7. Cuando se habla de los sacramentos como signos eficaces de la gracia salvífica, instituidos por Cristo y celebrados en su nombre por la Iglesia, la analogía de la sacramentalidad con respecto a la Iglesia subsiste a través del vínculo orgánico entre la Iglesia y los sacramentos; de todas formas, hay que tener en cuenta que no se trata de una identidad sustancial. No es posible, desde luego, atribuir a todo el conjunto de las funciones y de los ministerios de la Iglesia la institución divina y la eficacia de los siete sacramentos. Por otra parte, en la Eucaristía hay una presencia sustancial de Cristo, que ciertamente no puede extenderse a toda la Iglesia. Dejamos para otro momento una explicación más ampliada de esas diferencias. Pero podemos concluir esta catequesis con la gozosa observación de que el vínculo orgánico entre la Iglesia-sacramento y cada uno de los sacramentos es muy estrecho y esencial precisamente en lo referente a la Eucaristía. En efecto, la Eucaristía actúa y hace presente a la Iglesia, en la medida en que ésta (como sacramento) celebra la Eucaristía. La Iglesia se manifiesta en la Eucaristía, y la Eucaristía hace la Iglesia. Sobre todo en la Eucaristía la Iglesia es y se convierte cada vez más en el sacramento «de la unión íntima con Dios» (Lumen gentium, 1).

Saludos

Amadísimos hermanos y hermanas:

Saludo ahora con con particular afecto a todos los peregrinos y visitantes de lengua española.
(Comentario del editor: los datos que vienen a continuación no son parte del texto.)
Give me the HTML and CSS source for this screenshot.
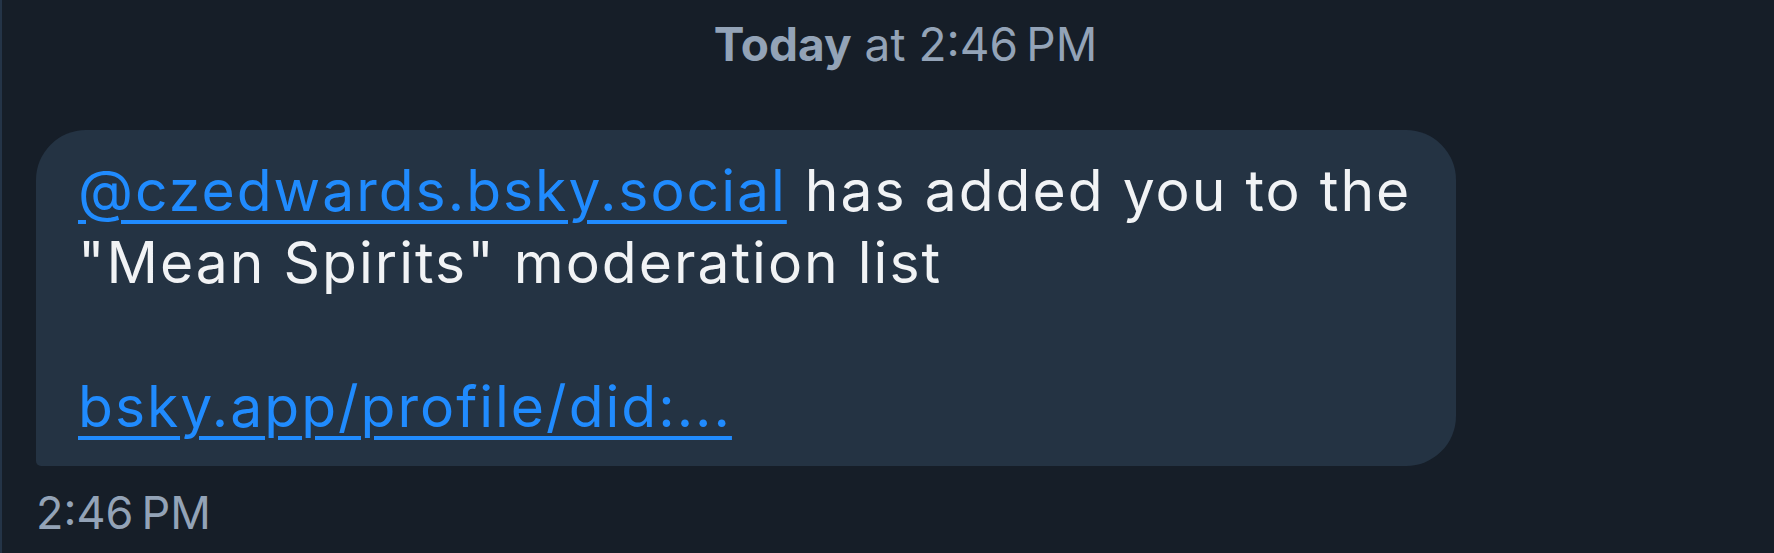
FILE: index.html
```html
<!DOCTYPE html>
<html lang="en">
<head>
<meta charset="utf-8">
<title>Message</title>
<link rel="stylesheet" href="styles.css">
</head>
<body>
<main class="chat">
  <div class="date-header"><strong>Today</strong> at 2:46&#8239;PM</div>
  <div class="message">
    <div class="bubble">
      <p class="bubble-text"><a class="link" href="#">@czedwards.bsky.social</a> has added you to the "Mean Spirits" moderation list<br><br><a class="link" href="#">bsky.app/profile/did:...</a></p>
    </div>
    <div class="meta">2:46&#8239;PM</div>
  </div>
</main>
</body>
</html>
```
FILE: styles.css
```css
html, body {
  margin: 0;
  padding: 0;
  height: 100%;
}
body {
  background: #161e28;
  font-family: Inter, "Noto Sans", sans-serif;
  overflow: hidden;
}
.chat {
  height: 100%;
  border-left: 2px solid #243447;
  box-sizing: border-box;
  display: flex;
  flex-direction: column;
}
.date-header {
  padding: 16px 0 0 35px;
  text-align: center;
  font-size: 46px;
  line-height: 56px;
  color: #93a3b7;
}
.date-header strong {
  font-weight: 700;
}
.message {
  margin-top: 58px;
  padding-left: 34px;
  display: flex;
  flex-direction: column;
  align-items: flex-start;
}
.bubble {
  width: 1420px;
  box-sizing: border-box;
  background: #243343;
  border-radius: 50px 50px 50px 5px;
  padding: 25px 36px 23px 42px;
}
.bubble-text {
  margin: 0;
  font-size: 57px;
  line-height: 72px;
  letter-spacing: 2px;
  color: #f1f3f5;
}
.link {
  color: #208bfe;
  text-decoration: underline;
  text-decoration-thickness: 4px;
  text-underline-offset: 9px;
}
.meta {
  margin-top: 20px;
  font-size: 45px;
  line-height: 54px;
  color: #93a3b7;
}
```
En particular, al grupo de sacerdotes latinoamericanos que están haciendo un Curso de espiritualidad sacerdotal en el Centro internacional de Animación Misionera de Roma, así como a las Religiosas de María Inmaculada y a las Hermanas de la Caridad del Sagrado Corazón de Jesús. Sed siempre, queridos sacerdotes y religiosas, fieles a vuestra vocación y testimonio de generosa entrega a Dios y a la iglesia.

A todas las personas, familias y grupos procedentes de los diversos países de América Latina y de España imparto de corazón la bendición apostólica.